Le système actuel permet aux chrétiens et aux hindous d’élire des représentants locaux. Mais parmi ces représentants, les partis politiques islamiques sélectionnent des parlementaires issus des minorités selon la proportion de sièges remportés lors des élections, et les partis qui obtiennent moins de 5 % des sièges n’ont pas ce droit. « Ce système est une forme de génocide politique des minorités. Notre communauté a été condamnée à une vie d’esclavage », déplore Samson Salamat, président du parti Rwadari Tehreek, qui a organisé la manifestation.

Selon lui, le système électoral actuel néglige les chrétiens sur le plan politique et social. Il estime que les représentants chrétiens choisis par les principaux partis politiques musulmans sont incapables de défendre et protéger les intérêts de la communauté. « Des chrétiens sont tués à cause de fausses accusations de blasphème, mais nos soi-disant représentants pensent que nous sommes au paradis. Ils deviennent naïfs quand il s’agit de souligner nos souffrances comme les conversions forcées », affirme-t-il. « Par ailleurs, des publicités du gouvernement continuent de réserver des emplois de balayeurs aux chrétiens. Malgré plusieurs mandats, les législateurs chrétiens ne sont pas parvenus à changer ces problèmes, ni à soutenir nos jeunes sur le plan sociétal et politique. »

Dix sièges alloués aux minorités au sein du parlement

Les manifestants ont notamment demandé des circonscriptions électorales réservées aux chrétiens et aux hindous dans les zones où ils sont majoritaires, en n’autorisant que des candidats issus de ces minorités religieuses pour ces sièges. « Cela permettrait aux minorités religieuses d’élire leurs propres représentants, plutôt que de laisser les partis dominants choisir nos représentants », soutient Samson Salamat. Ils ont également demandé d’augmenter le nombre de sièges réservés aux minorités de 10 à 14, au sein de l’assemblée nationale pakistanaise de 342 sièges. Le parlement actuel ne compte que quatre chrétiens et six hindous.

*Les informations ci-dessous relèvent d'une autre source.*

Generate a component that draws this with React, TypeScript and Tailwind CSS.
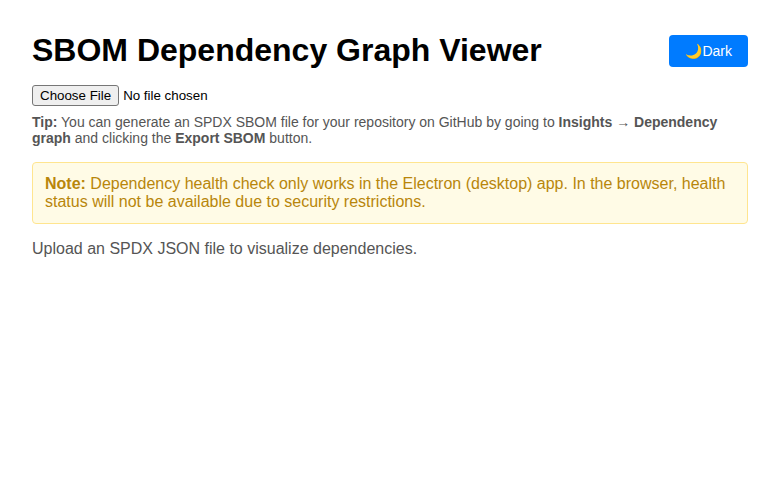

En 1985, quand dix sièges ont été alloués aux minorités religieuses, le parlement national ne comptait que 210 sièges, ce qui veut dire que les minorités religieuses bénéficiaient de près de 5 % de l’ensemble des sièges. La situation démographique du Pakistan a changé au cours des quatre dernières décennies, et en 2008, le parlement est passé à 342 sièges. Afin de maintenir une proportion de 5 %, il faudrait donc même réserver au moins 17 sièges aux minorités pakistanaises, mais le nombre de sièges réservés n’a pas été modifié.

3,5 % d’électeurs issus des minorités

Aujourd’hui, les minorités comptent 3,63 millions d’électeurs dans le pays, soit 3,5 % environ sur 118 millions d’électeurs inscrits sur les listes électorales pakistanaises. Les représentants des minorités comme Samson Salamat concluent donc que pour respecter ce pourcentage, il faudrait réserver 12 sièges, soit 3,5 % des sièges élus au parlement. De son côté, Peter Jacobs, directeur du Centre pour la justice sociale de Lahore, dirigé par l’Église catholique locale, soutient le système actuel. « La question principale est de lutter contre la ségrégation et la discrimination au nom de la religion », confie-t-il.

Il estime que plusieurs personnalités politiques chrétiennes reconnues dans le pays ont été élues sous le système actuel, dont Shahbaz Bhatti, catholique et ministre fédéral pour les minorités. Il ajoute que si les sièges réservés sont augmentés selon les résultats du recensement national, les hindous devraient alors obtenir davantage de sièges puisqu’ils forment la minorité la plus nombreuse aujourd’hui. Mais une telle augmentation pourrait être mal accueillie par les chrétiens, estime-t-il. « La représentation sur la base de la religion est une erreur », poursuit-il.